Часть девятая. ОБОБЩЕННО–ЗАВЕРШИТЕЛЬНАЯ КАРТИНА АНТИЧНОЙ ЭСТЕТИКИ

В процессе обсуждения основных категорий античной эстетики мы уже подходили к основному выводу (выше, часть седьмая, глава VI, §2) о том, что последней и наиболее конкретной картиной античной эстетики является картина всей космической жизни в виде универсальной театральной постановки. И теперь, после рассмотрения основных эстетических категорий античности, сама собой возникает необходимость дать общую и сводную картину античной эстетики.
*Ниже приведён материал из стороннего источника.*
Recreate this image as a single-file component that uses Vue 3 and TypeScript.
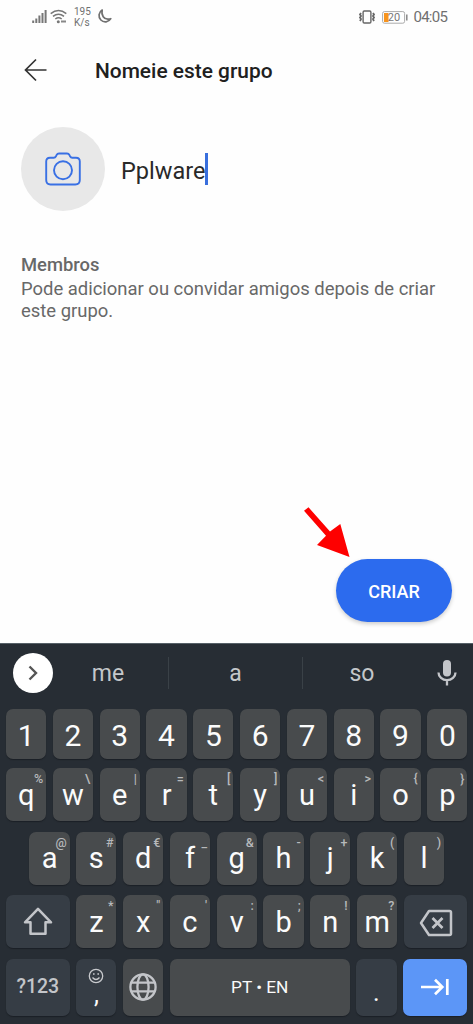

Здесь мы подчеркиваем уже самый термин'картина'. Дело в том, что основная интуиция античности заключается в фиксации живой и телесной вещи, способной производить целесообразную работу. Но ведь это не понятие вещи и не ее абстрактная форма. Ведь есть прямая и непосредственно ощутимая данность. Абстрактные стороны вещи мы изучили. И теперь, в поисках последнего вывода, мы опять должны вернуться к исходной вещественно–материальной и телесной вещи, которая должна быть представлена уже не в виде абстрактной системы категорий, но в виде все той же телесной вещи, теперь, однако, не слепой, но расчлененно–данной и фиксируемой именно в виде смысловым образом очерченной картины. Картина эта, повторяем, есть всеобще–космическое театральное представление. Изображение этой картины и должно стать окончанием всей истории античной эстетики.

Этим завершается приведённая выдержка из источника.